Feature Description
This document describes how to set up the enablement environment and enable the network multipathing feature on the openEuler OS running on Kunpeng 920 series processors or Kunpeng 950 processors. It also provides guidance on performance testing and troubleshooting.
In Internet service deployments, a single server typically hosts multiple containerized services. When a service process handles network traffic, the CPU core processing NIC interrupts often resides on a different NUMA node than the service process itself, resulting in increased response latency due to cross-NUMA memory access.
The network multipathing feature addresses this by strategically binding NIC queue interrupts to CPUs across different NUMA nodes. By analyzing traffic patterns of specific service processes, it ensures that network traffic of each process is preferentially handled by NIC queues on its local NUMA node, thereby establishing affinity between service processes and their network interrupts.

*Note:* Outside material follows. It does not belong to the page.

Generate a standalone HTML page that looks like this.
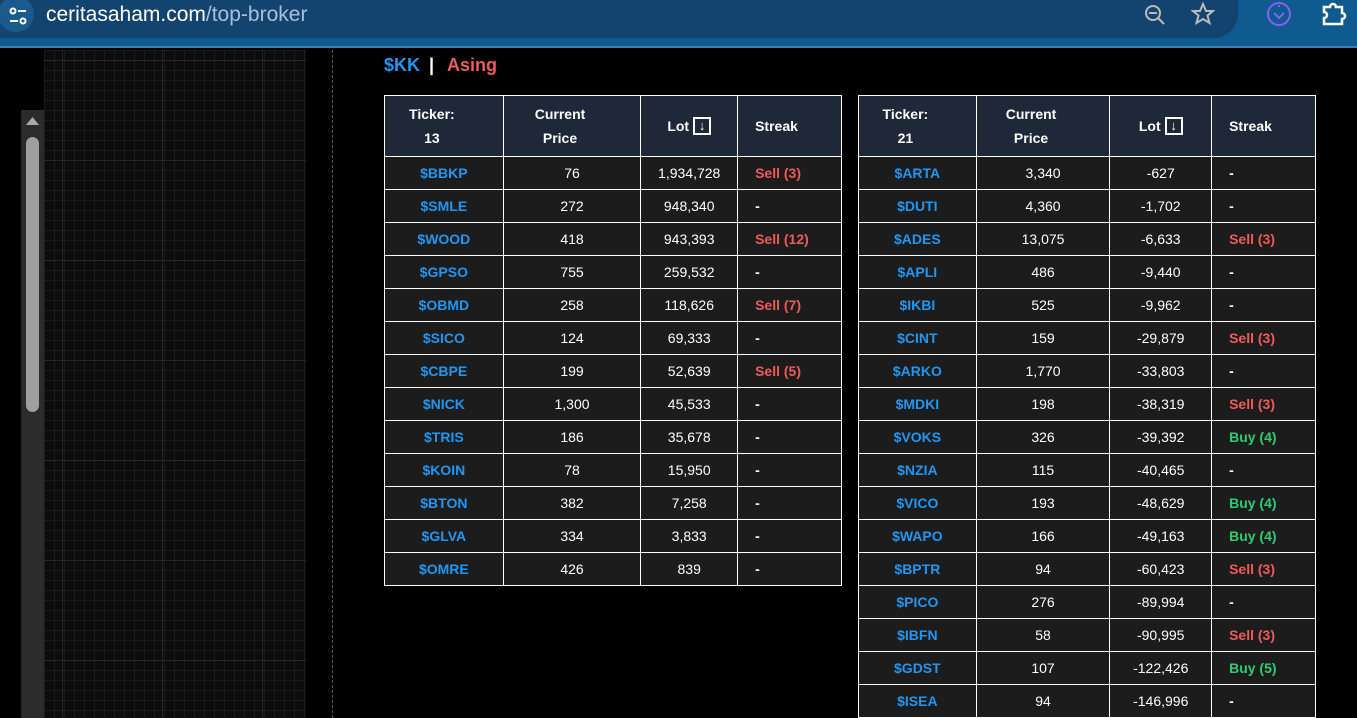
<!DOCTYPE html>
<html><head><meta charset="utf-8"><style>
*{margin:0;padding:0;box-sizing:border-box}
body{width:1357px;height:718px;background:#000;overflow:hidden;position:relative;font-family:"Liberation Sans",Arial,sans-serif}
.top{position:absolute;left:0;top:0;width:1357px;height:48px;background:#0f5a8e;border-bottom:2px solid #3d7fb0}
.pill{position:absolute;left:-20px;top:-10px;width:1258px;height:48px;background:#134470;border-radius:0 0 24px 0}
.ic{position:absolute;left:-2px;top:-4px;width:36px;height:36px;border-radius:50%;background:#1a5a8e}
.url{position:absolute;left:46px;top:3px;font-size:21px;color:#fff;letter-spacing:0}
.url span{color:#a9c0d6}
.left{position:absolute;left:44px;top:50px;width:262px;height:668px;background-color:#0c0c0c;
background-image:linear-gradient(#262626 1px,transparent 1px),linear-gradient(90deg,#262626 1px,transparent 1px),linear-gradient(#1a1a1a 1px,transparent 1px),linear-gradient(90deg,#1a1a1a 1px,transparent 1px);
background-size:100px 100px,100px 100px,10px 10px,10px 10px;background-position:0 10px,18px 0,0 0,0 0}
.sb{position:absolute;left:21px;top:110px;width:23px;height:608px;background:#2b2b2b}
.thumb{position:absolute;left:26px;top:137px;width:13px;height:275px;background:#9f9f9f;border-radius:7px}
.dash{position:absolute;left:332px;top:50px;height:668px;border-left:1px dashed #555}
.title{position:absolute;left:384px;top:55px;font-size:18px;font-weight:bold;white-space:nowrap}
table{position:absolute;border-collapse:collapse;font-size:14px;color:#fff}
td,th{border:1px solid #fff;height:33px;text-align:center;background:#1c1c1c}
th{background:#1e2838;height:61px;font-weight:bold;line-height:24px;padding-right:24px}
td.t{color:#2196f3;font-weight:bold}
td.s{text-align:left;padding-left:17px;font-weight:bold}
.sell{color:#f05a5a}.buy{color:#2ecc71}
.arr{display:inline-block;width:18px;height:18px;border:2px solid #fff;vertical-align:middle;font-size:13px;line-height:14px;margin-left:4px;margin-top:-3px}
</style></head><body>
<div class="top"><div class="pill"></div><div class="ic"></div>
<svg style="position:absolute;left:8px;top:6px" width="20" height="20" viewBox="0 0 20 20" fill="none" stroke="#fff" stroke-width="2"><circle cx="5" cy="5" r="2.5"/><line x1="10" y1="5" x2="18" y2="5"/><line x1="2" y1="15" x2="10" y2="15"/><circle cx="15" cy="15" r="2.5"/></svg>
<div class="url">ceritasaham.com<span>/top-broker</span></div>
<svg style="position:absolute;left:1143px;top:3px" width="24" height="24" viewBox="0 0 24 24" fill="none" stroke="#bbb" stroke-width="2"><circle cx="10" cy="10" r="7"/><line x1="6" y1="10" x2="14" y2="10"/><line x1="15" y1="15" x2="21" y2="21"/></svg>
<svg style="position:absolute;left:1191px;top:2px" width="24" height="24" viewBox="0 0 24 24" fill="none" stroke="#bbb" stroke-width="2"><path d="M12 2l3 7h7l-5.5 4.5 2 7.5L12 17l-6.5 4 2-7.5L2 9h7z"/></svg>
<svg style="position:absolute;left:1266px;top:1px" width="26" height="26" viewBox="0 0 26 26" fill="none" stroke="#8b5cf6" stroke-width="2"><circle cx="13" cy="13" r="11"/><path d="M8 12l5 5 5-5"/><line x1="13" y1="4" x2="13" y2="6"/></svg>
<svg style="position:absolute;left:1321px;top:1px" width="26" height="26" viewBox="0 0 26 26" fill="none" stroke="#fff" stroke-width="2.5"><path d="M3 6h6a3 3 0 0 1 6 0h6v6a3 3 0 0 1 0 6v5H3v-6a3 3 0 0 0 0-6z"/></svg>
</div>
<div class="left"></div>
<div class="sb"></div>
<svg style="position:absolute;left:25px;top:116px" width="15" height="10"><path d="M7.5 1L14 9H1z" fill="#aaa"/></svg>
<div class="thumb"></div>
<div class="dash"></div>
<div class="title"><span style="color:#2196f3">$KK</span><span style="color:#fff;position:absolute;left:45px">|</span><span style="color:#f05a5a;position:absolute;left:63px">Asing</span></div>

<table style="left:384px;top:95px;width:458px">
<colgroup><col style="width:119px"><col style="width:138px"><col style="width:97px"><col style="width:104px"></colgroup>
<tr><th>Ticker:<br>13</th><th>Current<br>Price</th><th style="padding-right:0">Lot<span class="arr">↓</span></th><th style="text-align:left;padding-left:17px">Streak</th></tr>
<tr><td class="t">$BBKP</td><td>76</td><td>1,934,728</td><td class="s sell">Sell (3)</td></tr>
<tr><td class="t">$SMLE</td><td>272</td><td>948,340</td><td class="s">-</td></tr>
<tr><td class="t">$WOOD</td><td>418</td><td>943,393</td><td class="s sell">Sell (12)</td></tr>
<tr><td class="t">$GPSO</td><td>755</td><td>259,532</td><td class="s">-</td></tr>
<tr><td class="t">$OBMD</td><td>258</td><td>118,626</td><td class="s sell">Sell (7)</td></tr>
<tr><td class="t">$SICO</td><td>124</td><td>69,333</td><td class="s">-</td></tr>
<tr><td class="t">$CBPE</td><td>199</td><td>52,639</td><td class="s sell">Sell (5)</td></tr>
<tr><td class="t">$NICK</td><td>1,300</td><td>45,533</td><td class="s">-</td></tr>
<tr><td class="t">$TRIS</td><td>186</td><td>35,678</td><td class="s">-</td></tr>
<tr><td class="t">$KOIN</td><td>78</td><td>15,950</td><td class="s">-</td></tr>
<tr><td class="t">$BTON</td><td>382</td><td>7,258</td><td class="s">-</td></tr>
<tr><td class="t">$GLVA</td><td>334</td><td>3,833</td><td class="s">-</td></tr>
<tr><td class="t">$OMRE</td><td>426</td><td>839</td><td class="s">-</td></tr>
</table>

<table style="left:858px;top:95px;width:458px">
<colgroup><col style="width:118px"><col style="width:134px"><col style="width:102px"><col style="width:104px"></colgroup>
<tr><th>Ticker:<br>21</th><th>Current<br>Price</th><th style="padding-right:0">Lot<span class="arr">↓</span></th><th style="text-align:left;padding-left:17px">Streak</th></tr>
<tr><td class="t">$ARTA</td><td>3,340</td><td>-627</td><td class="s">-</td></tr>
<tr><td class="t">$DUTI</td><td>4,360</td><td>-1,702</td><td class="s">-</td></tr>
<tr><td class="t">$ADES</td><td>13,075</td><td>-6,633</td><td class="s sell">Sell (3)</td></tr>
<tr><td class="t">$APLI</td><td>486</td><td>-9,440</td><td class="s">-</td></tr>
<tr><td class="t">$IKBI</td><td>525</td><td>-9,962</td><td class="s">-</td></tr>
<tr><td class="t">$CINT</td><td>159</td><td>-29,879</td><td class="s sell">Sell (3)</td></tr>
<tr><td class="t">$ARKO</td><td>1,770</td><td>-33,803</td><td class="s">-</td></tr>
<tr><td class="t">$MDKI</td><td>198</td><td>-38,319</td><td class="s sell">Sell (3)</td></tr>
<tr><td class="t">$VOKS</td><td>326</td><td>-39,392</td><td class="s buy">Buy (4)</td></tr>
<tr><td class="t">$NZIA</td><td>115</td><td>-40,465</td><td class="s">-</td></tr>
<tr><td class="t">$VICO</td><td>193</td><td>-48,629</td><td class="s buy">Buy (4)</td></tr>
<tr><td class="t">$WAPO</td><td>166</td><td>-49,163</td><td class="s buy">Buy (4)</td></tr>
<tr><td class="t">$BPTR</td><td>94</td><td>-60,423</td><td class="s sell">Sell (3)</td></tr>
<tr><td class="t">$PICO</td><td>276</td><td>-89,994</td><td class="s">-</td></tr>
<tr><td class="t">$IBFN</td><td>58</td><td>-90,995</td><td class="s sell">Sell (3)</td></tr>
<tr><td class="t">$GDST</td><td>107</td><td>-122,426</td><td class="s buy">Buy (5)</td></tr>
<tr><td class="t">$ISEA</td><td>94</td><td>-146,996</td><td class="s">-</td></tr>
</table>
</body></html>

In heavy-load scenarios, the network multipathing feature processes all network interrupts in a centralized manner. This can lead to CPU overload as a large number of network interrupts are handled by one or a few CPU cores, resulting in performance degradation. In this case, the receive packet steering (RPS) enhancement feature can be enabled to distribute data packets received by NICs to multiple CPU cores for processing. This leverages the multi-core advantage and prevents a single CPU from becoming a bottleneck.
Constraints
NICs must support the Flow Director (FDIR) function. For details, see How Do I Check Whether a NIC Supports the FDIR Function?.
Application Scenarios
The network multipathing feature is applicable to physical machines or containers with high service network loads. It enables NUMA affinity scheduling between service processes and their network interrupts, improving memory access efficiency and service performance by more than 20%.